Seven Qualities of Centralized Power

photo: AfricaStudio

When a society adopts a one-dimensional paradigm, two terms garner most of its attention: left and right (aka: liberal and conservative). This has been the case in America for several generations. It’s the root cause of today’s deepening turmoil.

No society is one-dimensional, however. And when the complex intersections of our political preferences are discussed using limited language, cross-talk and conflation emerge.

The solution is to draw distinctions about power. Its “vertical” observations must be added to our ongoing “horizontal” conversations about values: the interwoven fabric of two axes can then be examined.

The qualities of citizen-based power were examined earlier. Here are characteristics exhibited by centralized power ……

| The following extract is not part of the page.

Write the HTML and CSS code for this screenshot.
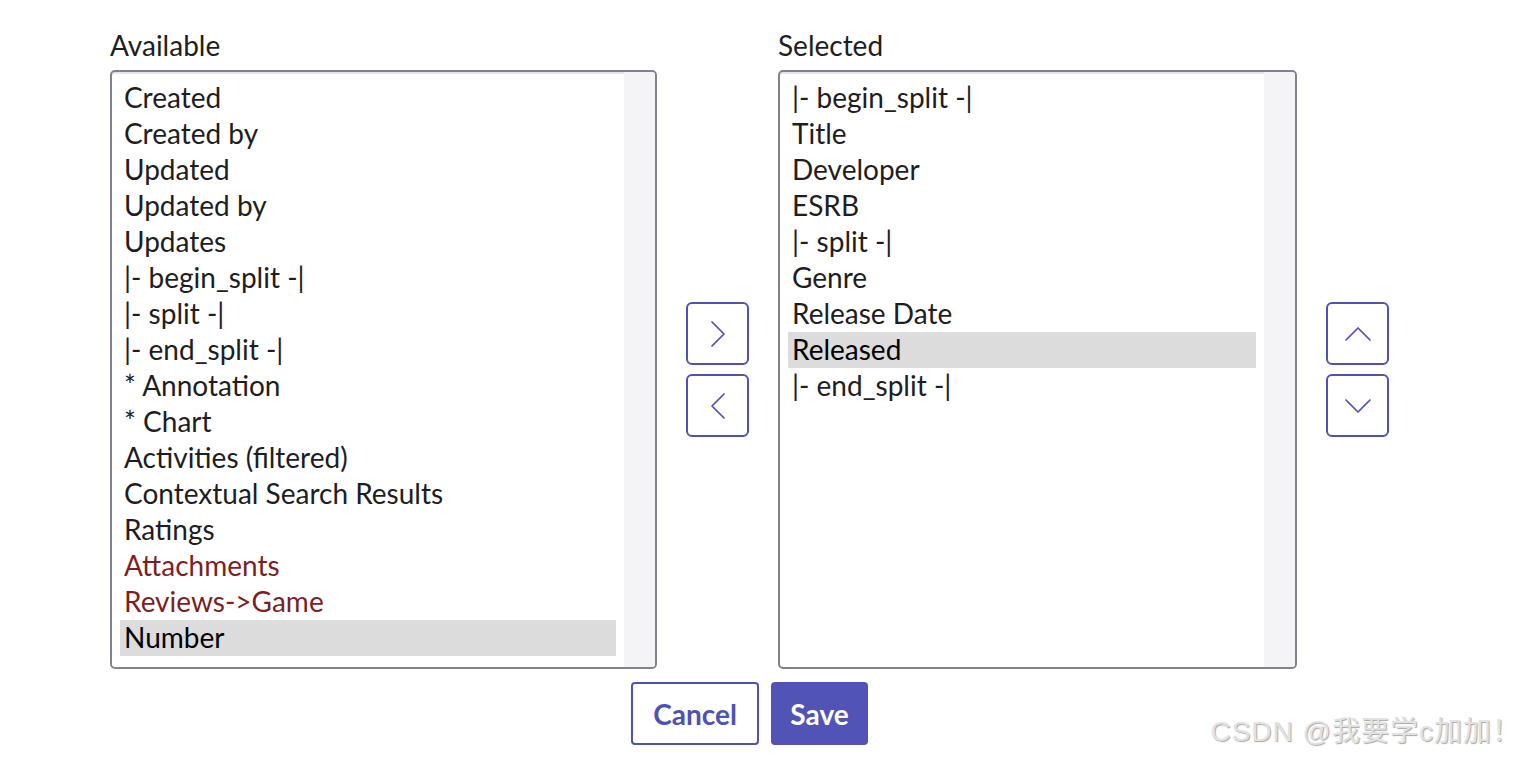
FILE: index.html
```html
<!DOCTYPE html>
<html>
<head>
<meta charset="utf-8">
<link rel="stylesheet" href="styles.css">
</head>
<body>
<div class="page">
  <div class="editor">
    <div class="column">
      <div class="label">Available</div>
      <div class="listbox">
        <div class="options">
          <div class="opt">Created</div>
          <div class="opt">Created by</div>
          <div class="opt">Updated</div>
          <div class="opt">Updated by</div>
          <div class="opt">Updates</div>
          <div class="opt">|- begin_split -|</div>
          <div class="opt">|- split -|</div>
          <div class="opt">|- end_split -|</div>
          <div class="opt">* Annotation</div>
          <div class="opt">* Chart</div>
          <div class="opt">Activities (filtered)</div>
          <div class="opt">Contextual Search Results</div>
          <div class="opt">Ratings</div>
          <div class="opt ref">Attachments</div>
          <div class="opt ref">Reviews-&gt;Game</div>
          <div class="opt sel">Number</div>
        </div>
        <div class="track"></div>
      </div>
    </div>
    <div class="arrows">
      <button class="icon-btn"><svg viewBox="0 0 30 30"><path d="M9 3l12 12-12 12" fill="none" stroke="#4f52b5" stroke-width="1.7" stroke-linecap="round" stroke-linejoin="round"/></svg></button>
      <button class="icon-btn"><svg viewBox="0 0 30 30"><path d="M21 3l-12 12 12 12" fill="none" stroke="#4f52b5" stroke-width="1.7" stroke-linecap="round" stroke-linejoin="round"/></svg></button>
    </div>
    <div class="column">
      <div class="label">Selected</div>
      <div class="listbox right">
        <div class="options">
          <div class="opt">|- begin_split -|</div>
          <div class="opt">Title</div>
          <div class="opt">Developer</div>
          <div class="opt">ESRB</div>
          <div class="opt">|- split -|</div>
          <div class="opt">Genre</div>
          <div class="opt">Release Date</div>
          <div class="opt sel">Released</div>
          <div class="opt">|- end_split -|</div>
        </div>
        <div class="track"></div>
      </div>
    </div>
    <div class="arrows">
      <button class="icon-btn"><svg viewBox="0 0 30 30"><path d="M3 21l12-12 12 12" fill="none" stroke="#4f52b5" stroke-width="1.7" stroke-linecap="round" stroke-linejoin="round"/></svg></button>
      <button class="icon-btn"><svg viewBox="0 0 30 30"><path d="M3 9l12 12 12-12" fill="none" stroke="#4f52b5" stroke-width="1.7" stroke-linecap="round" stroke-linejoin="round"/></svg></button>
    </div>
  </div>
  <div class="actions">
    <button class="btn cancel">Cancel</button>
    <button class="btn save">Save</button>
  </div>
  <div class="watermark">CSDN @我要学c加加！</div>
</div>
</body>
</html>
```

FILE: styles.css
```css
html, body {
  margin: 0;
  padding: 0;
  background: #ffffff;
}
body {
  font-family: Lato, "Noto Sans", sans-serif;
  color: #1d1d22;
  width: 1522px;
  height: 758px;
}
.page {
  position: relative;
  padding: 27px 0 0 110px;
  height: 731px;
}
.editor {
  display: flex;
  align-items: flex-start;
  gap: 29px;
}
.column {
  display: flex;
  flex-direction: column;
}
.label {
  font-size: 28px;
  line-height: 36px;
  margin-bottom: 7px;
  color: #1d1d22;
}
.listbox {
  box-sizing: border-box;
  width: 547px;
  height: 599px;
  border: 2px solid #80838f;
  border-radius: 5px;
  display: flex;
  background: #fff;
  overflow: hidden;
  box-shadow: inset 0 2px 0 #e6e6ea;
}
.listbox.right {
  width: 519px;
}
.options {
  flex: 1;
  padding: 8px 8px 0 8px;
}
.opt {
  font-size: 28px;
  line-height: 34px;
  padding: 0 0 2px 4px;
  white-space: nowrap;
  color: #1d1d22;
}
.opt.ref {
  color: #7b1f24;
}
.opt.sel {
  background: #dcdcdc;
  color: #000;
}
.track {
  width: 31px;
  background: #f4f4f7;
}
.arrows {
  display: flex;
  flex-direction: column;
  gap: 9px;
  margin-top: 275px;
}
.icon-btn {
  box-sizing: border-box;
  width: 63px;
  height: 63px;
  border: 2px solid #4f52b5;
  border-radius: 6px;
  background: #fff;
  display: flex;
  align-items: center;
  justify-content: center;
  padding: 0;
}
.icon-btn svg {
  width: 30px;
  height: 30px;
}
.actions {
  display: flex;
  justify-content: flex-start;
  gap: 12px;
  margin: 13px 0 0 521px;
}
.btn {
  box-sizing: border-box;
  height: 63px;
  border-radius: 4px;
  font-family: Lato, sans-serif;
  font-weight: 700;
  font-size: 28px;
  padding: 0;
}
.cancel {
  width: 128px;
  border: 2px solid #4f52b5;
  background: #fff;
  color: #4f52b5;
}
.save {
  width: 97px;
  border: 2px solid #5153b5;
  background: #5153b5;
  color: #fff;
}
.watermark {
  position: absolute;
  right: 1px;
  top: 713px;
  font-family: "Liberation Sans", "Noto Sans CJK SC", sans-serif;
  font-size: 28px;
  line-height: 38px;
  letter-spacing: 1px;
  color: #e2e2e2;
  text-shadow: 1px 1px 1px #a8a8a8;
  white-space: nowrap;
}
```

This concerns the control of data. Centralizers restrict its flow, allowing only a few highly-vetted loyalists to view information. This “classified” approach opposes the citizen-empowering preference for transparency. The power poles disagree on who “needs to know” …… the few versus the many.


You’ve heard the phrase “go big or go home.” The centralizer says: “Go big. And regardless of outcome, go bigger next time.” This quality explains why wars are centralizing events: the scale these existential contests is immense. It also explains why large monuments were left by top-down societies like those run by Pharaohs and Roman emperors. Perhaps the most monumental achievement in history was the landing of a man on the moon …… an indication of America’s shift toward centralized power.


Centralists create reams of regulations, where complicated rules seek some simple goal. This contrasts with citizism’s preference for emergence, where a simple set of initial rules (and conditions) leads to the complexity of self-organizing systems.


“Go local” is never the emphasis of a centralized organization. Concentrated power seeks a national/global orientation. This tendency has made the country’s largest cities very successful. It also favors the media organizations that focus on national players and policies.


Like the other characteristics on this list, quality five applies equally to the left and right sides of the political circle. On the upper left, governmental bureaucracies attempt to set policy for an entire nation. On the upper right, corporations control markets with top-down plans for national or global domination. The two high quadrants often work together toward these ends.


Closely related to quality five, this characteristic is about silos. Every member of an organization holds a position within a vertical org chart. Most seek to move “upward” where they can control more power. But only those with proper credentials will reach “the top.” This tendency contrasts sharply with the flexible, decentralized organizations favored by the lower pole.


Centralized power always seeks uniformity, despite its recent mantras about diversity. A monolithic set of common beliefs is pursued. Like other qualities, this one can’t describe differences between the left and right.

Other characteristics are also exhibited by centralists. Their need for predictable structure sits in opposition to the citizist’s comfort with some chaos.